During a press conference in Kaspersky Lab, dedicated to the festival “Kaspersky Geek Picnic,” Bonn said that Nelson Mandela wrote in 1995 that the main weapon of the 21st century would be education and that it would replace nuclear weapons and other weapons of mass destruction of the 20th century.
“To me it seems that it will be artificial intelligence systems. For their function, unlike an atomic bomb, there is no need for uranium, or factories or other hard-to-reach materials. Only silicon and electricity are needed,” the French researcher said.
The International Atomic Energy Agency (IAEA) and other nuclear departments can trace signs of uranium, plutonium and other radionuclides next to secret objects, say in North Korea or Iran but they cannot trace AI.
Therefore, the emergence of such a "super weapon" will be extremely difficult or even impossible to predict.
“Politicians and representatives of the security agencies of France, Israel and many other countries deny that they are developing similar systems for conducting cyber war.
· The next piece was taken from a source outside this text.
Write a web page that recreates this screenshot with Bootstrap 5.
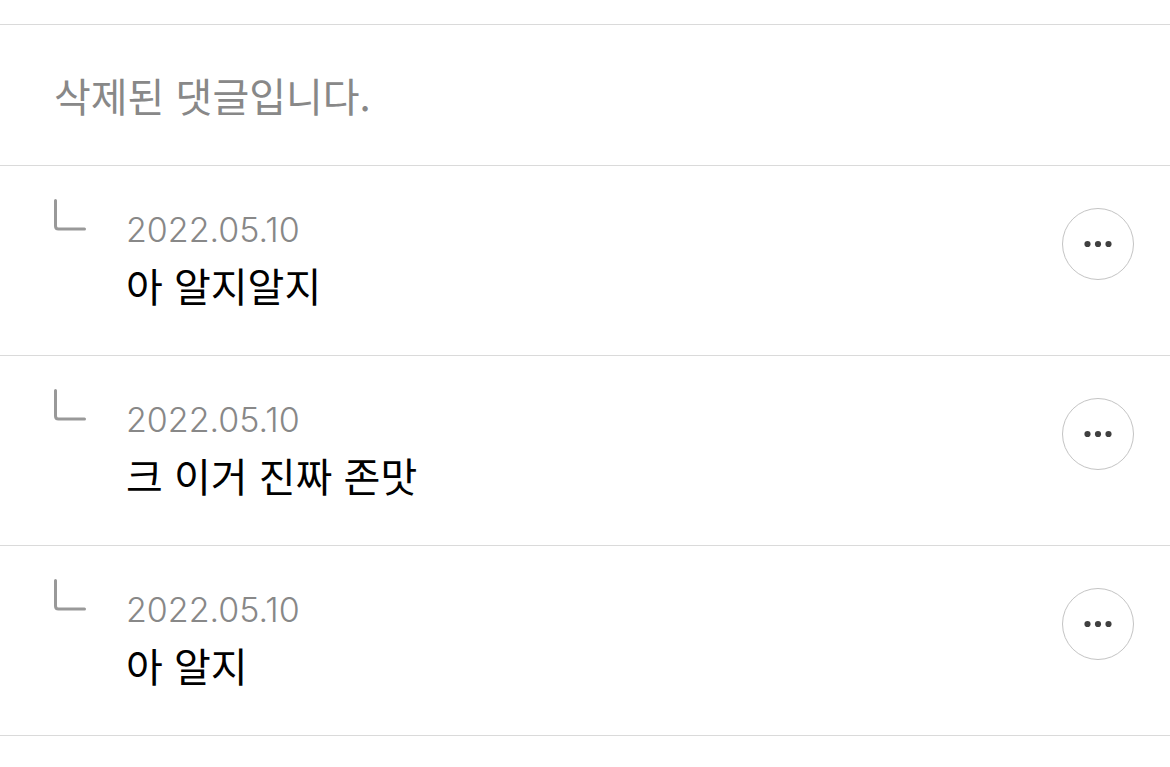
<!DOCTYPE html>
<html lang="ko">
<head>
<meta charset="utf-8">
<meta name="viewport" content="width=device-width, initial-scale=1">
<title>댓글</title>
<link href="https://cdn.jsdelivr.net/npm/bootstrap@5.3.0/dist/css/bootstrap.min.css" rel="stylesheet">
<style>
body { font-family: Inter, "Noto Sans CJK KR", sans-serif; background: #fff; color: #000; }
.comments { margin-top: 24px; border-top: 1px solid #dadada; }
.comment { border-bottom: 1px solid #dadada; }
.deleted { padding: 40px 54px; }
.reply { padding: 33px 36px 40px 54px; }
.msg { font-family: "Noto Sans CJK KR", sans-serif; font-size: 40px; line-height: 60px; }
.deleted .msg { color: #888; }
.date { display: block; margin-bottom: 5px; font-size: 34px; line-height: 40px; font-weight: 300; color: #888; }
.reply-body { margin: 11px 0 0 40px; }
.more { width: 72px; height: 72px; margin-top: 9px; border: 1px solid #c4c4c4; background: #fff; }
</style>
</head>
<body>
<main>
<ul class="comments list-unstyled mb-0">
<li class="comment deleted"><p class="msg mb-0">삭제된 댓글입니다.</p></li>
<li class="comment reply d-flex align-items-start">
<svg class="flex-shrink-0" width="32" height="32" fill="none" stroke="#999" stroke-width="3" stroke-linecap="round" aria-hidden="true"><path d="M1.5 1.5V27Q1.5 30 4.500 30H30.500"/></svg>
<div class="reply-body flex-grow-1"><time class="date" datetime="2022-05-10">2022.05.10</time><p class="msg mb-0">아 알지알지</p></div>
<button type="button" class="more rounded-circle p-0 d-flex align-items-center justify-content-center flex-shrink-0" aria-label="더보기"><svg width="28" height="8" fill="#404040"><circle cx="3.500" cy="4" r="3.100"/><circle cx="14" cy="4" r="3.100"/><circle cx="24.500" cy="4" r="3.100"/></svg></button>
</li>
<li class="comment reply d-flex align-items-start">
<svg class="flex-shrink-0" width="32" height="32" fill="none" stroke="#999" stroke-width="3" stroke-linecap="round" aria-hidden="true"><path d="M1.5 1.5V27Q1.5 30 4.500 30H30.500"/></svg>
<div class="reply-body flex-grow-1"><time class="date" datetime="2022-05-10">2022.05.10</time><p class="msg mb-0">크 이거 진짜 존맛</p></div>
<button type="button" class="more rounded-circle p-0 d-flex align-items-center justify-content-center flex-shrink-0" aria-label="더보기"><svg width="28" height="8" fill="#404040"><circle cx="3.500" cy="4" r="3.100"/><circle cx="14" cy="4" r="3.100"/><circle cx="24.500" cy="4" r="3.100"/></svg></button>
</li>
<li class="comment reply d-flex align-items-start">
<svg class="flex-shrink-0" width="32" height="32" fill="none" stroke="#999" stroke-width="3" stroke-linecap="round" aria-hidden="true"><path d="M1.5 1.5V27Q1.5 30 4.500 30H30.500"/></svg>
<div class="reply-body flex-grow-1"><time class="date" datetime="2022-05-10">2022.05.10</time><p class="msg mb-0">아 알지</p></div>
<button type="button" class="more rounded-circle p-0 d-flex align-items-center justify-content-center flex-shrink-0" aria-label="더보기"><svg width="28" height="8" fill="#404040"><circle cx="3.500" cy="4" r="3.100"/><circle cx="14" cy="4" r="3.100"/><circle cx="24.500" cy="4" r="3.100"/></svg></button>
</li>
</ul>
</main>
<script src="https://cdn.jsdelivr.net/npm/bootstrap@5.3.0/dist/js/bootstrap.bundle.min.js"></script>
</body>
</html>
Is that really so, we cannot check. But, it seems to me, these developments are being carried out and this is the main strategic task for most leading powers,” Bonn said.
If such a powerful weapon could already be created, what would stop countries from using it?
According to Anton Shingarev, vice president of Kaspersky Lab, the NATO countries consider cyber attacks equivalent to physical attacks and reserve the right to respond to such a threat in any way they want.
In addition, cyber weapons will make attackers vulnerable also because today’s modern industrial and military facilities use similar equipment, operating according to similar principles and are connected to the same global network.
Accordingly, the victim of a cyber attack can analyze and respond in a similar way. For now, at least, that makes such attacks at a state level quite meaningless.